**Written request**
Go through the entries and say how many lines contain the string "table". The number is the whole answer.

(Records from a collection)
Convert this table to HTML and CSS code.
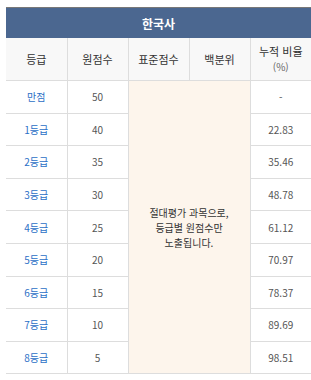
FILE: index.html
```html
<!DOCTYPE html>
<html lang="ko">
<head>
<meta charset="utf-8">
<link rel="stylesheet" href="styles.css">
</head>
<body>
<table class="score-table">
  <thead>
    <tr class="title-row"><th colspan="5">한국사</th></tr>
    <tr class="head-row">
      <th>등급</th>
      <th>원점수</th>
      <th>표준점수</th>
      <th>백분위</th>
      <th>누적 비율<br><span class="unit">(%)</span></th>
    </tr>
  </thead>
  <tbody>
    <tr><td class="grade">만점</td><td class="num">50</td><td class="note" colspan="2" rowspan="9">절대평가 과목으로,<br>등급별 원점수만<br>노출됩니다.</td><td class="num">-</td></tr>
    <tr><td class="grade">1등급</td><td class="num">40</td><td class="num">22.83</td></tr>
    <tr><td class="grade">2등급</td><td class="num">35</td><td class="num">35.46</td></tr>
    <tr><td class="grade">3등급</td><td class="num">30</td><td class="num">48.78</td></tr>
    <tr><td class="grade">4등급</td><td class="num">25</td><td class="num">61.12</td></tr>
    <tr><td class="grade">5등급</td><td class="num">20</td><td class="num">70.97</td></tr>
    <tr><td class="grade">6등급</td><td class="num">15</td><td class="num">78.37</td></tr>
    <tr><td class="grade">7등급</td><td class="num">10</td><td class="num">89.69</td></tr>
    <tr><td class="grade">8등급</td><td class="num">5</td><td class="num">98.51</td></tr>
  </tbody>
</table>
</body>
</html>
```
FILE: styles.css
```css
html, body {
  margin: 0;
  padding: 0;
  background: #ffffff;
}
body {
  padding: 7px 0 0 6px;
  font-family: "Noto Sans CJK KR", "Noto Sans", sans-serif;
}
.score-table {
  border-collapse: collapse;
  width: 305px;
  table-layout: fixed;
  text-align: center;
}
.title-row th {
  background: #4b6790;
  color: #ffffff;
  font-size: 12px;
  font-weight: bold;
  height: 30px;
  padding: 0;
  border-top: 1px solid #787878;
}
.head-row th {
  background: #f8f8f8;
  color: #333333;
  font-size: 11px;
  font-weight: normal;
  height: 42px;
  padding: 0;
  line-height: 15px;
  border: 1px solid #dddddd;
  border-top: none;
}
.head-row th:first-child { border-left: none; width: 59px; }
.head-row th:nth-child(2) { width: 59px; }
.head-row th:nth-child(3) { width: 59px; }
.head-row th:nth-child(4) { width: 58px; }
.head-row th:last-child { border-right: none; }
.unit {
  font-size: 10px;
  color: #666666;
}
tbody td {
  height: 31.6px;
  padding: 0;
  font-size: 10px;
  border: 1px solid #dddddd;
}
tbody td:first-child { border-left: none; }
tbody td:last-child { border-right: none; }
.grade { color: #2b6fc6; }
.num { color: #555555; }
.note {
  background: #fdf5ec;
  color: #333333;
  line-height: 15px;
}
```
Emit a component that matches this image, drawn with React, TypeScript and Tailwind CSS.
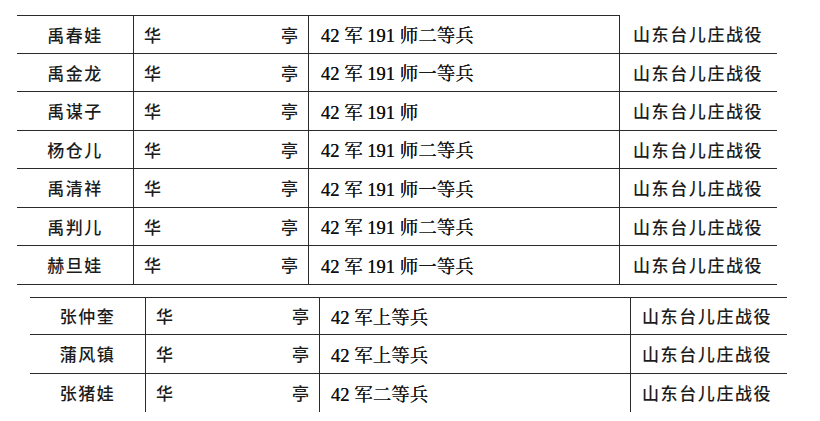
const top = [
  ['禹春娃', '42 军 191 师二等兵'],
  ['禹金龙', '42 军 191 师一等兵'],
  ['禹谋子', '42 军 191 师'],
  ['杨仓儿', '42 军 191 师二等兵'],
  ['禹清祥', '42 军 191 师一等兵'],
  ['禹判儿', '42 军 191 师二等兵'],
  ['赫旦娃', '42 军 191 师一等兵'],
];

const bottom = [
  ['张仲奎', '42 军上等兵'],
  ['蒲风镇', '42 军上等兵'],
  ['张猪娃', '42 军二等兵'],
];

const sans = { fontFamily: '"Noto Sans CJK SC", "Noto Sans", sans-serif' };
const serif = { fontFamily: '"Liberation Serif", "Noto Serif CJK SC", "Noto Sans CJK SC", serif' };

function Row({ name, unit, last, first, variant }: { name: string; unit: string; last: boolean; first: boolean; variant: 'top' | 'bottom' }) {
  const cols =
    variant === 'top'
      ? 'grid-cols-[117px_175px_311px_157px]'
      : 'grid-cols-[116px_174px_311px_156px]';
  const rowBorder = last && variant === 'bottom' ? '' : 'border-b-[1.5px] border-[#2a2a2a]';
  const topBorder = first ? 'border-t-[1.5px] border-t-[#2a2a2a]' : '';
  return (
    <div className={`grid ${cols} h-[38.5px] ${rowBorder}`}>
      <div
        className={`flex items-center justify-center border-r-[1.5px] border-r-[#2a2a2a] ${topBorder} text-[17px] font-medium tracking-[1.5px] text-[#1c1c1c]`}
        style={sans}
      >
        {name}
      </div>
      <div
        className={`flex items-center justify-between border-r-[1.5px] border-r-[#2a2a2a] ${topBorder} pl-[10px] pr-[10px] text-[17px] font-medium text-[#1c1c1c]`}
        style={sans}
      >
        <span>华</span>
        <span>亭</span>
      </div>
      <div
        className={`flex items-center border-r-[1.5px] border-r-[#2a2a2a] ${topBorder} ${variant === 'top' ? 'pl-[12px]' : 'pl-[11px]'} text-[18.5px] leading-none pt-[4px] text-[#111]`}
        style={serif}
      >
        <span className="[text-shadow:0_0_0.4px_#111]">{unit}</span>
      </div>
      <div
        className={`flex items-center ${variant === 'bottom' ? topBorder + ' pl-[11px]' : 'pl-[13px]'} text-[17px] font-medium tracking-[1.6px] text-[#1c1c1c]`}
        style={sans}
      >
        山东台儿庄战役
      </div>
    </div>
  );
}

export default function App() {
  return (
    <div className="w-[820px] h-[421px] bg-white overflow-hidden">
      <div className="ml-[17px] pt-[15px] w-[760px]">
        {top.map((r, i) => (
          <Row key={r[0]} name={r[0]} unit={r[1]} first={i === 0} last={i === top.length - 1} variant="top" />
        ))}
      </div>
      <div className="ml-[30px] mt-[12px] w-[757px]">
        {bottom.map((r, i) => (
          <Row key={r[0]} name={r[0]} unit={r[1]} first={i === 0} last={i === bottom.length - 1} variant="bottom" />
        ))}
      </div>
    </div>
  );
}
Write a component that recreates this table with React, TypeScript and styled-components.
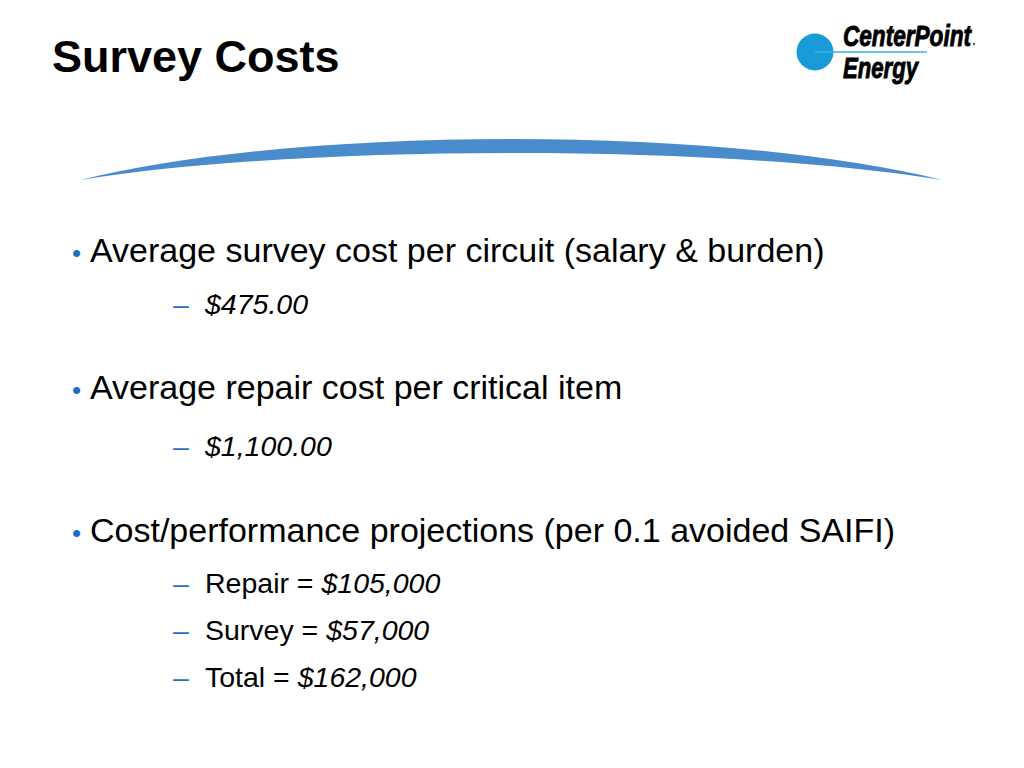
import React, { FC } from "react";
import styled, { createGlobalStyle } from "styled-components";

const GlobalStyle = createGlobalStyle`
  html, body {
    margin: 0;
    padding: 0;
    background: #ffffff;
  }
  body {
    font-family: "Liberation Sans", Arial, sans-serif;
    color: #000000;
  }
`;

const Slide = styled.div`
  width: 1024px;
  height: 768px;
  background: #ffffff;
  overflow: hidden;
`;

const Header = styled.div`
  display: flex;
  justify-content: space-between;
  align-items: flex-start;
  height: 130px;
  padding: 0 34px 0 52px;
  box-sizing: border-box;
`;

const Title = styled.h1`
  margin: 32px 0 0 0;
  font-family: "Liberation Sans", Arial, sans-serif;
  font-size: 45px;
  line-height: 50px;
  font-weight: bold;
  color: #000000;
`;

const LogoSvg = styled.svg`
  display: block;
  margin-top: 10px;
`;

const Arc = styled.svg`
  display: block;
`;

const Content = styled.div`
  padding-left: 70px;
  margin-top: 40px;
`;

const BulletRow = styled.div<{ top: number }>`
  display: flex;
  align-items: baseline;
  margin-top: ${(p) => p.top}px;
  font-size: 34px;
  line-height: 40px;
  white-space: nowrap;
`;

const Dot = styled.span`
  width: 18px;
  padding-left: 2px;
  font-size: 26px;
  color: #1b6ec2;
`;

const SubRow = styled.div<{ top: number }>`
  display: flex;
  align-items: baseline;
  margin-top: ${(p) => p.top}px;
  padding-left: 103px;
  font-size: 28.5px;
  line-height: 40px;
  white-space: nowrap;
`;

const Dash = styled.span`
  width: 32px;
  color: #2a6ebd;
`;

const Amount = styled.em`
  font-style: italic;
`;

// logo box starts at x 780, y 10 on the slide
const Logo: FC = () => (
  <LogoSvg width="210" height="82" viewBox="0 0 210 82">
    <circle cx="35" cy="42" r="18.5" fill="#1a9ad6" />
    <line x1="35" y1="42" x2="147" y2="42" stroke="#3ab0e6" strokeWidth="1.5" />
    <text
      x="63"
      y="36"
      fontFamily="'Liberation Sans', Arial, sans-serif"
      fontWeight="bold"
      fontStyle="italic"
      fontSize="29"
      textLength="128"
      lengthAdjust="spacingAndGlyphs"
      stroke="#000"
      strokeWidth="0.9"
      fill="#000"
    >
      CenterPoint
    </text>
    <circle cx="194" cy="34" r="0.9" fill="#000" />
    <text
      x="63"
      y="68"
      fontFamily="'Liberation Sans', Arial, sans-serif"
      fontWeight="bold"
      fontStyle="italic"
      fontSize="29"
      textLength="75"
      lengthAdjust="spacingAndGlyphs"
      stroke="#000"
      strokeWidth="0.9"
      fill="#000"
    >
      Energy
    </text>
  </LogoSvg>
);

const App: FC = () => {
  return (
    <>
      <GlobalStyle />
      <Slide>
        <Header>
          <Title>Survey Costs</Title>
          <Logo />
        </Header>
        <Arc width="1024" height="60" viewBox="0 0 1024 60">
          <path
            d="M80,50 C300,-4.7 722,-4.7 942,50 C722,14 300,14 80,50 Z"
            fill="#4a8ccb"
          />
        </Arc>
        <Content>
          <BulletRow top={0}>
            <Dot>•</Dot>
            <span>Average survey cost per circuit (salary &amp; burden)</span>
          </BulletRow>
          <SubRow top={11}>
            <Dash>–</Dash>
            <Amount>$475.00</Amount>
          </SubRow>
          <BulletRow top={43}>
            <Dot>•</Dot>
            <span>Average repair cost per critical item</span>
          </BulletRow>
          <SubRow top={16}>
            <Dash>–</Dash>
            <Amount>$1,100.00</Amount>
          </SubRow>
          <BulletRow top={44}>
            <Dot>•</Dot>
            <span>Cost/performance projections (per 0.1 avoided SAIFI)</span>
          </BulletRow>
          <SubRow top={10}>
            <Dash>–</Dash>
            <span>
              Repair = <Amount>$105,000</Amount>
            </span>
          </SubRow>
          <SubRow top={7}>
            <Dash>–</Dash>
            <span>
              Survey = <Amount>$57,000</Amount>
            </span>
          </SubRow>
          <SubRow top={7}>
            <Dash>–</Dash>
            <span>
              Total = <Amount>$162,000</Amount>
            </span>
          </SubRow>
        </Content>
      </Slide>
    </>
  );
};

export default App;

**Completed exercise**
6